Sports lovers might be wondering whether the SA cricketers in India are aware that most of the nation’s attention is focused on the rugby players in France. Yes, they are. Does this bother the cricketers? No!

“We’re following the rugby as closely as everyone else ...  it is a distraction for us but a good distraction,” Markram said, grinning broadly. “We’re making all the time we need to watch all their games because the hype is around them at the moment, and rightly so.

“They are doing some special things as a team once again, and that inspires us.  We’re trying not to focus too much on outside ‘noise’ but we are certainly trying to take motivation and inspiration from them. That performance from them to get to another final provided us with a bit more oomph for tomorrow’s game and the rest of our campaign,” Markram said.

Asked whether the Bangla Tigers might be “ripe for the taking” after a disappointing tournament and just one victory from their four matches, a wise Markram replied: “There’s never a perfect time to meet anyone. We’ve all seen already that anyone can beat anyone else on a given day and if you don’t respect that fact then the game of cricket can really hurt you.”

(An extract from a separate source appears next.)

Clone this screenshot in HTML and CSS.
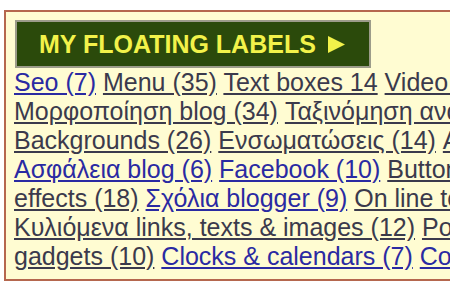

Meanwhile, Heinrich Klaasen has been working overtime to recover from his exertions on Saturday when he scored a mighty 109 from 67 balls, pushing himself to breaking point during an astonishing stand of 151 with Marco Jansen, who belted an equally exhilarating career-best 75 not out from just 42 balls.

“He was certainly man-down in conditions that were brutal. He did a lot of hard work out there and it took a lot out of him. His body was very sore after the game and he was pretty fatigued,” Markram said. “He spent the last couple of days getting treatment and resting, but you’ll do well to keep him off a cricket field — he’s a tough guy. He’ll be itching to go again,” Markram said.

What, exactly, does the recovery process entail? “Nutrition, massages, checking in with the physio, all things are quite important. But a lot of sleep, that’s one of the most important things — and fortunately it’s quite easy to do.”